Steinberg attended the Poinsettia Bowl in San Diego and watched Williams rush 26 times for 210 yards and a touchdown. The next day, Williams and his extended family arrived at Steinberg’s office in Newport Beach, where Steinberg officially became Williams’ agent.

What kind of future can Williams have in the NFL?

“He has a very good future. He can be an every-down back. Not only can he hit the hole quickly, he’s explosive with some wiggle. He has the capacity to break runs,” Steinberg said. “But he’s also important in the passing game in the way that he blocks and runs routes. It’s not that he catches an amazing number of balls but he plays an important role in the passing game. It’s critical for a back.”

Despite a deep running back class this year, Steinberg is hopeful that Williams will be selected on Day Two of the draft. He notes that the Philadelphia Eagles have shown considerable interest in Williams.
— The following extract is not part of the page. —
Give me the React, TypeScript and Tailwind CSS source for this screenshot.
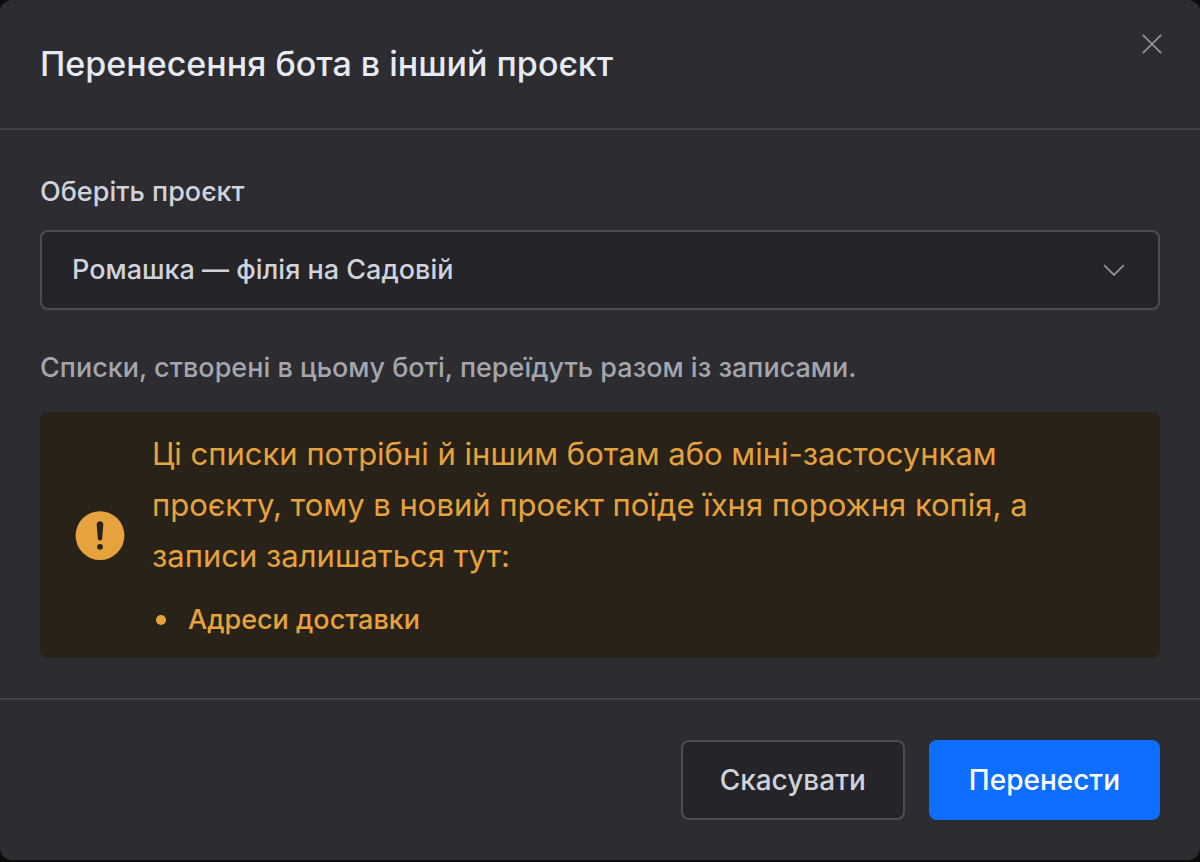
import { useState } from "react";

const projects = ["Ромашка — філія на Садовій"];
const sharedLists = ["Адреси доставки"];

function CloseIcon() {
  return (
    <svg width="20" height="20" viewBox="0 0 20 20" fill="none" aria-hidden="true">
      <path d="M0.8 0.8L19.2 19.2M19.2 0.8L0.8 19.2" stroke="#929296" strokeWidth="1.8" />
    </svg>
  );
}

function ChevronIcon() {
  return (
    <svg
      className="pointer-events-none absolute top-1/2 right-[34px] -translate-y-1/2"
      width="24"
      height="12"
      viewBox="0 0 24 12"
      fill="none"
      aria-hidden="true"
    >
      <path d="M2.2 1.2L12 11L21.8 1.2" stroke="#929296" strokeWidth="1.8" />
    </svg>
  );
}

function WarningIcon() {
  return (
    <svg className="shrink-0" width="50" height="50" viewBox="0 0 50 50" aria-hidden="true">
      <circle cx="25" cy="25.6" r="24.4" fill="#e6a23c" />
      <path
        d="M25 11.2C26.9 11.2 28.4 12.7 28.3 14.6L27.2 28.6C27.1 29.8 26.2 30.6 25 30.6C23.8 30.6 22.9 29.8 22.8 28.6L21.7 14.6C21.6 12.7 23.1 11.2 25 11.2Z"
        fill="#292218"
      />
      <circle cx="25" cy="36.8" r="2.9" fill="#292218" />
    </svg>
  );
}

export default function App() {
  const [open, setOpen] = useState(true);
  const [project, setProject] = useState(projects[0]);

  return (
    <div className="min-h-screen bg-[#0c0c0e] font-['Inter','Liberation_Sans',sans-serif]">
      {open && (
        <div
          role="dialog"
          aria-labelledby="transfer-title"
          className="rounded-xl bg-[#2d2c31] text-[27px] font-medium text-[#cfd3dc]"
        >
          <header className="flex items-start justify-between border-b-2 border-[#414243] py-10 pr-[38px] pl-10">
            <h1 id="transfer-title" className="text-[34px] leading-12 font-medium text-[#e5eaf3]">
              Перенесення бота в інший проєкт
            </h1>
            <button type="button" aria-label="Закрити" onClick={() => setOpen(false)} className="-mt-2 py-0.5">
              <CloseIcon />
            </button>
          </header>

          <div className="p-10">
            <label htmlFor="project" className="mb-4 block leading-11">
              Оберіть проєкт
            </label>
            <div className="relative">
              <select
                id="project"
                value={project}
                onChange={(e) => setProject(e.target.value)}
                className="block h-20 w-full appearance-none rounded-lg border-2 border-[#4c4d4f] bg-[#252428] px-[30px]"
              >
                {projects.map((name) => (
                  <option key={name}>{name}</option>
                ))}
              </select>
              <ChevronIcon />
            </div>

            <p className="mt-9 mb-[22px] leading-11 text-[#a3a6ad]">
              Списки, створені в цьому боті, переїдуть разом із записами.
            </p>

            <div className="flex items-center gap-[27px] rounded-lg bg-[#292218] py-4 pr-8 pl-[35px] text-[#e6a23c]">
              <WarningIcon />
              <div className="max-w-[900px]">
                <p className="text-[31px] leading-[51px] font-normal">
                  Ці списки потрібні й іншим ботам або міні-застосункам проєкту, тому в новий проєкт поїде їхня
                  порожня копія, а записи залишаться тут:
                </p>
                <ul className="mt-[17px] leading-11">
                  {sharedLists.map((list) => (
                    <li key={list} className="flex items-center gap-[22px] pl-1">
                      <span className="size-2.5 rounded-full bg-current" />
                      {list}
                    </li>
                  ))}
                </ul>
              </div>
            </div>
          </div>

          <footer className="flex justify-end gap-6 border-t-2 border-[#414243] p-10 text-[28px]">
            <button
              type="button"
              onClick={() => setOpen(false)}
              className="h-20 rounded-lg border-2 border-[#4c4d4f] bg-[#252428] px-[37px]"
            >
              Скасувати
            </button>
            <button type="button" className="h-20 rounded-lg bg-[#0d6eff] px-10 text-white">
              Перенести
            </button>
          </footer>
        </div>
      )}
    </div>
  );
}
“As you’re watching the draft, you’re looking at Philadelphia, hoping they don’t draft a running back in the first or second round,” Steinberg said. “Hopefully for his draft status, there’s a run on running backs in the first round. That would help him move up.”

For years in the NFL, running backs have been devalued. But that is changing.

“The pendulum has shifted back in favor of drafting running backs,” Steinberg said. “Hopefully that results in (Williams) being taken high.”

Steinberg has been involved in many drafts during his career. He says it’s a perennial highlight.

“The draft is the most exciting, poignant, joyous day of the year,” he said. “You have the hopes and dreams of the player and his extended family encapsulated in this one anxious day that ends with joyous rapture.”

And when Williams is drafted this weekend, it is expected to be a sweet moment for him and for Steinberg, two men who know about getting knocked down and getting back up.